Someone got it, though. It’s no accident that Mark places this account here. He’s shaming those whose religion was all too human. Christ came to confound the sociologists, not fit into their categories. The Christian faith is like no other. We do not give to God. God gives to us. We do not get right with Him. He declares us righteous, for the sake of His Son, dead on a tree, victorious from the grave. The Law is not a vehicle. It is a death trap for the sinner. We need something more, something else, and not of our creation. We need the Creator, in our flesh, under our curse, dying to put death to death. We need someone to look to, not to put on a show. This is the lesson of the Syrophoenician woman, the Lord’s dog. She would rather carefully watch His hands, wait for gifts, even crumbs, and snatch them up like a rambunctious pup than try to wow him with her person, work, or righteousness.
The Christian faith is like no other. We do not give to God. God gives to us. We do not get right with Him. He declares us righteous, for the sake of His Son, dead on a tree, victorious from the grave.
By all accounts, things did not appear to start well for the woman. Jesus had come into the region and gone into a house in the expressed hope—Mark expresses it—of going unnoticed. Jesus did not want people to know he was there. And yet He was Jesus, and word spread, and somehow this woman found out He was there, and she came to Him, desperate for help, hopeful that He could save her daughter into whom an unclean spirit had entered. Mark makes sure to emphasize here that she was not a Jew. She was Greek (likely not a Jewish convert, that is), a Syrophoenician. The Jesus she encountered didn’t seem a friendly one. He did not seem welcoming. He was blunt and seemingly cold. Yet she argued with him. She wasn’t going anywhere. He was going to heal her daughter, or at least she was going to do everything in her power to get Him to do so. This woman was special. But Jesus was unmoved: “It isn’t right to take the kids food and throw it to the pups”—Mark uses the word for a pup here and not the derogatory term for a dog that the Jews would have used for the Gentiles (7:27). Still, it wasn’t an encouraging answer. It bordered on offensive. We might expect the woman to explode or march away at this point, to spread the news about how the so-called Messiah was a bigot and a jerk. And yet that isn’t what we see. What happens
Here’s what happens. The woman comes back at Jesus with one of the most beautiful confessions in all of Scripture. She practically leaves Him no option. She confesses, “Lord, even the pups under the table eat the kid’s crumbs” (7:28). You’ve watched children eat. It’s not a science. It’s an adventure. Food ends up many places besides their mouths. And pups aren’t stupid. They know where to post themselves for their spoils. They may be crumbs, scraps, but they are gold for a pup, a true treasure, coveted morsels. That is how the woman viewed any gift from God, from Jesus. His crumbs were more than she deserved, and they were gracious and merciful and good. Even His crumbs were gifts beyond anything the world can give, beyond anything even one’s most dearly loved ones here can provide. She was ready to take her post. Her eyes were fixed on God’s Child’s benevolent hand. Let something fall, Jesus. I’ll pounce on it!
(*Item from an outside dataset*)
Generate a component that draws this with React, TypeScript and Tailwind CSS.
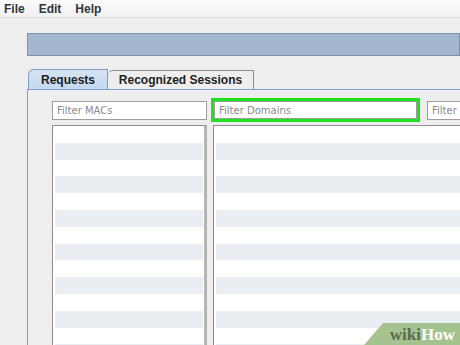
import React from "react";

const rows = Array.from({ length: 14 }, (_, i) => i);

function Stripes() {
  return (
    <div className="flex flex-col">
      {rows.map((i) => (
        <div
          key={i}
          className={i % 2 === 1 ? "h-[16.8px] bg-[#eaedf1]" : "h-[16.8px] bg-white"}
        />
      ))}
    </div>
  );
}

export default function App() {
  return (
    <div className="relative w-[460px] h-[345px] overflow-hidden bg-[#eeeeee] font-['Liberation_Sans',Arial,sans-serif]">
      {/* menu bar */}
      <div className="h-[18px] flex items-center gap-[14px] pl-[4px] bg-gradient-to-b from-[#fbfbfb] to-[#f1f1f1] border-b border-[#dcdcdc] text-[12px] font-bold text-[#2f3640]">
        <span>File</span>
        <span>Edit</span>
        <span>Help</span>
      </div>

      <div className="pl-[27px] pt-[15px]">
        {/* blue toolbar */}
        <div className="h-[23px] bg-[#a3b8ce] border border-[#7e91a6]" />

        {/* tabs */}
        <div className="mt-[13px] flex items-end h-[20px] pl-[1px]">
          <div className="h-[20px] w-[80px] flex items-center justify-center rounded-tl-[6px] bg-gradient-to-b from-[#d6e4f3] to-[#c4d8ee] border border-b-0 border-[#7f9cc4] text-[12px] font-bold text-[#222]">
            Requests
          </div>
          <div className="h-[19px] w-[146px] flex items-center justify-center rounded-tl-[5px] bg-[#eeeeee] border border-l-0 border-b-0 border-[#8f8f8f] text-[12px] font-bold text-[#222]">
            Recognized Sessions
          </div>
        </div>

        {/* panel */}
        <div className="h-[260px] border-l border-t border-[#7c9fd6] pl-[24px] pt-[8px] overflow-hidden">
          <div className="flex items-center font-['DejaVu_Sans',Verdana,sans-serif] text-[10px] text-[#8a8a8a]">
            <div className="shrink-0 w-[155px] h-[19px] bg-white border border-[#9d9d9d] flex items-center pl-[4px]">
              Filter MACs
            </div>
            <div className="shrink-0 ml-[4px] w-[209px] h-[24px] border-[3px] border-[#1fe21f] flex">
              <div className="flex-1 bg-white border border-[#9d9d9d] flex items-center pl-[4px]">
                Filter Domains
              </div>
            </div>
            <div className="shrink-0 ml-[7px] w-[60px] h-[19px] bg-white border border-[#9d9d9d] flex items-center pl-[4px]">
              Filter
            </div>
          </div>

          <div className="mt-[3px] flex">
            <div className="shrink-0 w-[155px] h-[240px] bg-white border border-[#8e8e8e] border-r-[3px] border-r-[#b5b5b5] pl-[2px] pr-[1px]">
              <Stripes />
            </div>
            <div className="shrink-0 ml-[6px] w-[260px] h-[240px] bg-white border border-[#8e8e8e] pl-[2px]">
              <Stripes />
            </div>
          </div>
        </div>
      </div>

      {/* watermark */}
      <div className="absolute right-0 bottom-0 w-[96px] h-[22px] bg-[#a5c38e] [clip-path:polygon(19px_0,100%_0,100%_100%,0_100%)] flex items-center justify-end pr-[5px] font-['Liberation_Serif',serif] font-bold text-[17px] leading-none">
        <span className="text-[#5e6a55]">wiki</span>
        <span className="text-white">How</span>
      </div>
    </div>
  );
}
Jesus was convinced. “Through this case you’ve made, go! The demon has already left your daughter” (7:29). More than “it’s good as done,” Jesus speaks what the Gospel always says: “Done.” The woman had argued her cause well. She had talked her way into a teachable moment. This unclean, Gentile, irreligious, uncatechized, self-effacing woman proved a model of faith—trust in the mercy of Jesus our Christ, convinced of the power of Jesus’ Word. Jesus demonstrated it for all, “Done!” The girl was already healed. The spirit was gone. And when this woman went home, that is precisely what she found, like the disciples on Easter, just as He said.